**What you will do**
Set the listing down unchanged, minus every embedded image.

**Raw data**
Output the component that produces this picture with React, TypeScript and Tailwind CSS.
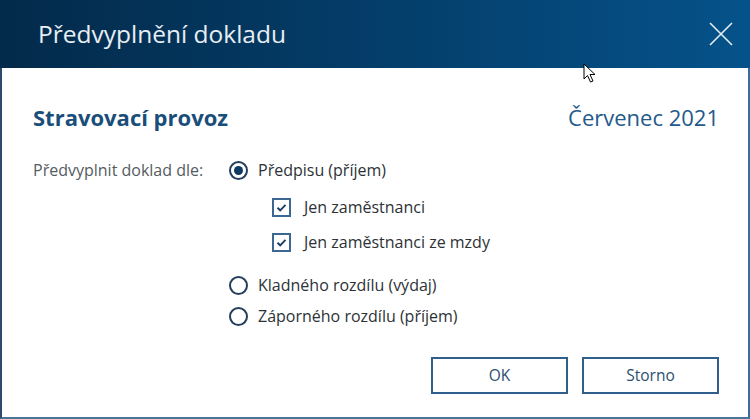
import React from "react";

function Radio({ checked }: { checked?: boolean }) {
  return (
    <span className="flex h-[19px] w-[19px] shrink-0 items-center justify-center rounded-full border-2 border-[#243f5c] bg-white">
      {checked && <span className="h-[9px] w-[9px] rounded-full bg-[#0d3a63]" />}
    </span>
  );
}

function Check() {
  return (
    <span className="flex h-[19px] w-[19px] shrink-0 items-center justify-center border-2 border-[#3b6893] bg-white">
      <svg width="13" height="13" viewBox="0 0 13 13">
        <path d="M2.5 6.8 L5.2 9.3 L10.5 3.8" fill="none" stroke="#1a3d63" strokeWidth="1.9" />
      </svg>
    </span>
  );
}

export default function App() {
  return (
    <div
      className="flex h-[419px] w-[750px] flex-col bg-white"
      style={{ fontFamily: '"Open Sans", "Noto Sans", sans-serif' }}
    >
      <div className="relative flex h-[68px] shrink-0 items-center justify-between bg-gradient-to-r from-[#032a4a] to-[#05528a] pl-[38px] pr-[18px]">
        <span className="pb-[1px] text-[24.5px] leading-[30px] text-[#e8eef4]">Předvyplnění dokladu</span>
        <svg width="26" height="26" viewBox="0 0 26 26" className="mr-[-2px]">
          <path d="M2 2 L24 24 M24 2 L2 24" stroke="#e6edf3" strokeWidth="1.6" />
        </svg>
      </div>
      <div className="relative flex flex-1 flex-col border-b-2 border-l-2 border-r-2 border-b-[#4a7595] border-l-[#2b4c6b] border-r-[#3b6d9c] pl-[31px] pr-[29px]">
        <svg width="16" height="22" viewBox="0 0 16 22" className="absolute left-[581px] top-[-5px]">
          <path d="M1 1 L1 16 L4.5 12.5 L7.5 19 L10 18 L7 11.5 L12 11.5 Z" fill="#fff" stroke="#000" strokeWidth="1" />
        </svg>
        <div className="mt-[34px] flex h-[30px] items-center justify-between">
          <span className="text-[22px] font-bold leading-[30px] text-[#1a4e7a]">Stravovací provoz</span>
          <span className="text-[22px] leading-[30px] text-[#24598a]">Červenec 2021</span>
        </div>
        <div className="mt-[27px] flex text-[16px] leading-[22px]">
          <div className="w-[196px] text-[#555b61]">Předvyplnit doklad dle:</div>
          <div className="flex flex-col text-[#2d3236]">
            <div className="flex h-[22px] items-center gap-[10px]">
              <Radio checked />
              <span>Předpisu (příjem)</span>
            </div>
            <div className="ml-[43px] mt-[15px] flex h-[22px] items-center gap-[13px]">
              <Check />
              <span>Jen zaměstnanci</span>
            </div>
            <div className="ml-[43px] mt-[13px] flex h-[22px] items-center gap-[13px]">
              <Check />
              <span>Jen zaměstnanci ze mzdy</span>
            </div>
            <div className="mt-[21px] flex h-[22px] items-center gap-[10px]">
              <Radio />
              <span>Kladného rozdílu (výdaj)</span>
            </div>
            <div className="mt-[9px] flex h-[22px] items-center gap-[10px]">
              <Radio />
              <span>Záporného rozdílu (příjem)</span>
            </div>
          </div>
        </div>
        <div className="mt-[30px] flex justify-end gap-[14px]">
          <button className="h-[37px] w-[137px] border-2 border-[#2f5f8a] bg-white text-[15.5px] text-[#2d4f6f]">OK</button>
          <button className="h-[37px] w-[137px] border-2 border-[#2f5f8a] bg-white text-[15.5px] text-[#2d4f6f]">Storno</button>
        </div>
      </div>
    </div>
  );
}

**Task output**
Output the component that produces this picture with React, TypeScript and Tailwind CSS.
import React from "react";

function Radio({ checked }: { checked?: boolean }) {
  return (
    <span className="flex h-[19px] w-[19px] shrink-0 items-center justify-center rounded-full border-2 border-[#243f5c] bg-white">
      {checked && <span className="h-[9px] w-[9px] rounded-full bg-[#0d3a63]" />}
    </span>
  );
}

function Check() {
  return (
    <span className="flex h-[19px] w-[19px] shrink-0 items-center justify-center border-2 border-[#3b6893] bg-white">
      <svg width="13" height="13" viewBox="0 0 13 13">
        <path d="M2.5 6.8 L5.2 9.3 L10.5 3.8" fill="none" stroke="#1a3d63" strokeWidth="1.9" />
      </svg>
    </span>
  );
}

export default function App() {
  return (
    <div
      className="flex h-[419px] w-[750px] flex-col bg-white"
      style={{ fontFamily: '"Open Sans", "Noto Sans", sans-serif' }}
    >
      <div className="relative flex h-[68px] shrink-0 items-center justify-between bg-gradient-to-r from-[#032a4a] to-[#05528a] pl-[38px] pr-[18px]">
        <span className="pb-[1px] text-[24.5px] leading-[30px] text-[#e8eef4]">Předvyplnění dokladu</span>
        <svg width="26" height="26" viewBox="0 0 26 26" className="mr-[-2px]">
          <path d="M2 2 L24 24 M24 2 L2 24" stroke="#e6edf3" strokeWidth="1.6" />
        </svg>
      </div>
      <div className="relative flex flex-1 flex-col border-b-2 border-l-2 border-r-2 border-b-[#4a7595] border-l-[#2b4c6b] border-r-[#3b6d9c] pl-[31px] pr-[29px]">
        <svg width="16" height="22" viewBox="0 0 16 22" className="absolute left-[581px] top-[-5px]">
          <path d="M1 1 L1 16 L4.5 12.5 L7.5 19 L10 18 L7 11.5 L12 11.5 Z" fill="#fff" stroke="#000" strokeWidth="1" />
        </svg>
        <div className="mt-[34px] flex h-[30px] items-center justify-between">
          <span className="text-[22px] font-bold leading-[30px] text-[#1a4e7a]">Stravovací provoz</span>
          <span className="text-[22px] leading-[30px] text-[#24598a]">Červenec 2021</span>
        </div>
        <div className="mt-[27px] flex text-[16px] leading-[22px]">
          <div className="w-[196px] text-[#555b61]">Předvyplnit doklad dle:</div>
          <div className="flex flex-col text-[#2d3236]">
            <div className="flex h-[22px] items-center gap-[10px]">
              <Radio checked />
              <span>Předpisu (příjem)</span>
            </div>
            <div className="ml-[43px] mt-[15px] flex h-[22px] items-center gap-[13px]">
              <Check />
              <span>Jen zaměstnanci</span>
            </div>
            <div className="ml-[43px] mt-[13px] flex h-[22px] items-center gap-[13px]">
              <Check />
              <span>Jen zaměstnanci ze mzdy</span>
            </div>
            <div className="mt-[21px] flex h-[22px] items-center gap-[10px]">
              <Radio />
              <span>Kladného rozdílu (výdaj)</span>
            </div>
            <div className="mt-[9px] flex h-[22px] items-center gap-[10px]">
              <Radio />
              <span>Záporného rozdílu (příjem)</span>
            </div>
          </div>
        </div>
        <div className="mt-[30px] flex justify-end gap-[14px]">
          <button className="h-[37px] w-[137px] border-2 border-[#2f5f8a] bg-white text-[15.5px] text-[#2d4f6f]">OK</button>
          <button className="h-[37px] w-[137px] border-2 border-[#2f5f8a] bg-white text-[15.5px] text-[#2d4f6f]">Storno</button>
        </div>
      </div>
    </div>
  );
}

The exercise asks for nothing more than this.